start Stored data

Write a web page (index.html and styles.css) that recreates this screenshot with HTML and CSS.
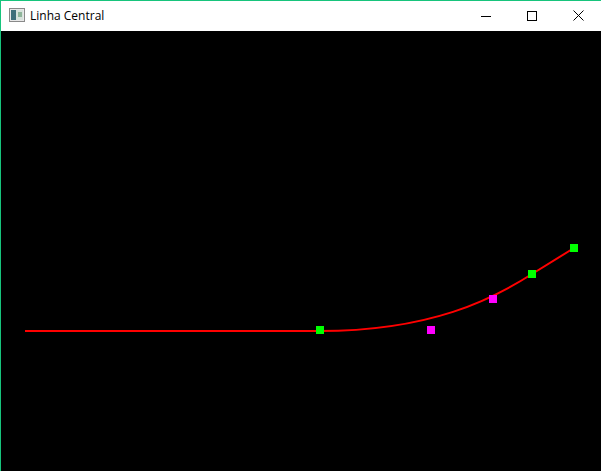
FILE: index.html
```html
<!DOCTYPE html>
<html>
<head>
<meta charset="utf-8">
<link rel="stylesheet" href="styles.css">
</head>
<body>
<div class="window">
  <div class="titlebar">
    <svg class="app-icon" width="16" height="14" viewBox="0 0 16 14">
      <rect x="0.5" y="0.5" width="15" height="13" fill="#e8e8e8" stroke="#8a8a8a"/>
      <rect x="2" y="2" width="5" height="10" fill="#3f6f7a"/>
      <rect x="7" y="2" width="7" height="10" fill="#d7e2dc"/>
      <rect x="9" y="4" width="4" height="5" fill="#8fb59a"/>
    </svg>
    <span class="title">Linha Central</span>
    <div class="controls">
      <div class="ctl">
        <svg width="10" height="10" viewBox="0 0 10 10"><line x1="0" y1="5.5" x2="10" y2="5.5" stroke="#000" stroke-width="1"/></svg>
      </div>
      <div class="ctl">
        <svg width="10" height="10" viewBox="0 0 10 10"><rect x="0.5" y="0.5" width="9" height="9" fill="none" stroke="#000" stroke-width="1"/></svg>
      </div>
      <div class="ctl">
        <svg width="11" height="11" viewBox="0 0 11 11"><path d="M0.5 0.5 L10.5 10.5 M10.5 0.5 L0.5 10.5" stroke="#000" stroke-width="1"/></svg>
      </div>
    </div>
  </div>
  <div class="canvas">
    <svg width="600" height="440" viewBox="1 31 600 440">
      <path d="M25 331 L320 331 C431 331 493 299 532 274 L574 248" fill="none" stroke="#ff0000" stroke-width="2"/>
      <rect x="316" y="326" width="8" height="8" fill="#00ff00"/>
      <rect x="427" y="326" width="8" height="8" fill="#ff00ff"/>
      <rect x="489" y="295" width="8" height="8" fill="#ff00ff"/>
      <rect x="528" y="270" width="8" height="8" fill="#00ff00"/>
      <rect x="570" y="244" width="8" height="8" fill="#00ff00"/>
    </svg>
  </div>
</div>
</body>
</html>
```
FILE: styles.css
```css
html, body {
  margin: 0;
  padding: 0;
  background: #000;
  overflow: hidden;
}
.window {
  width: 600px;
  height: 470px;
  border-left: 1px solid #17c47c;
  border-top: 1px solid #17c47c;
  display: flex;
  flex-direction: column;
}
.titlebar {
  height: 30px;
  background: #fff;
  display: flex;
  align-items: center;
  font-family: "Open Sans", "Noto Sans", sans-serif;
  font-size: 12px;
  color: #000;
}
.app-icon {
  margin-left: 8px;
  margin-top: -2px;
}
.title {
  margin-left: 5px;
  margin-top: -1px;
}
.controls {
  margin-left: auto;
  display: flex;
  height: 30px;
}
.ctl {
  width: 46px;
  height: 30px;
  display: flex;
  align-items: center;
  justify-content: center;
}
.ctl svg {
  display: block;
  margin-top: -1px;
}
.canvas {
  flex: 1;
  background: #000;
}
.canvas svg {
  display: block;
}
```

end Stored data

Task brief -
Repeat the data exactly, excluding the pictures.

Response -
Write a web page (index.html and styles.css) that recreates this screenshot with HTML and CSS.
FILE: index.html
```html
<!DOCTYPE html>
<html>
<head>
<meta charset="utf-8">
<link rel="stylesheet" href="styles.css">
</head>
<body>
<div class="window">
  <div class="titlebar">
    <svg class="app-icon" width="16" height="14" viewBox="0 0 16 14">
      <rect x="0.5" y="0.5" width="15" height="13" fill="#e8e8e8" stroke="#8a8a8a"/>
      <rect x="2" y="2" width="5" height="10" fill="#3f6f7a"/>
      <rect x="7" y="2" width="7" height="10" fill="#d7e2dc"/>
      <rect x="9" y="4" width="4" height="5" fill="#8fb59a"/>
    </svg>
    <span class="title">Linha Central</span>
    <div class="controls">
      <div class="ctl">
        <svg width="10" height="10" viewBox="0 0 10 10"><line x1="0" y1="5.5" x2="10" y2="5.5" stroke="#000" stroke-width="1"/></svg>
      </div>
      <div class="ctl">
        <svg width="10" height="10" viewBox="0 0 10 10"><rect x="0.5" y="0.5" width="9" height="9" fill="none" stroke="#000" stroke-width="1"/></svg>
      </div>
      <div class="ctl">
        <svg width="11" height="11" viewBox="0 0 11 11"><path d="M0.5 0.5 L10.5 10.5 M10.5 0.5 L0.5 10.5" stroke="#000" stroke-width="1"/></svg>
      </div>
    </div>
  </div>
  <div class="canvas">
    <svg width="600" height="440" viewBox="1 31 600 440">
      <path d="M25 331 L320 331 C431 331 493 299 532 274 L574 248" fill="none" stroke="#ff0000" stroke-width="2"/>
      <rect x="316" y="326" width="8" height="8" fill="#00ff00"/>
      <rect x="427" y="326" width="8" height="8" fill="#ff00ff"/>
      <rect x="489" y="295" width="8" height="8" fill="#ff00ff"/>
      <rect x="528" y="270" width="8" height="8" fill="#00ff00"/>
      <rect x="570" y="244" width="8" height="8" fill="#00ff00"/>
    </svg>
  </div>
</div>
</body>
</html>
```
FILE: styles.css
```css
html, body {
  margin: 0;
  padding: 0;
  background: #000;
  overflow: hidden;
}
.window {
  width: 600px;
  height: 470px;
  border-left: 1px solid #17c47c;
  border-top: 1px solid #17c47c;
  display: flex;
  flex-direction: column;
}
.titlebar {
  height: 30px;
  background: #fff;
  display: flex;
  align-items: center;
  font-family: "Open Sans", "Noto Sans", sans-serif;
  font-size: 12px;
  color: #000;
}
.app-icon {
  margin-left: 8px;
  margin-top: -2px;
}
.title {
  margin-left: 5px;
  margin-top: -1px;
}
.controls {
  margin-left: auto;
  display: flex;
  height: 30px;
}
.ctl {
  width: 46px;
  height: 30px;
  display: flex;
  align-items: center;
  justify-content: center;
}
.ctl svg {
  display: block;
  margin-top: -1px;
}
.canvas {
  flex: 1;
  background: #000;
}
.canvas svg {
  display: block;
}
```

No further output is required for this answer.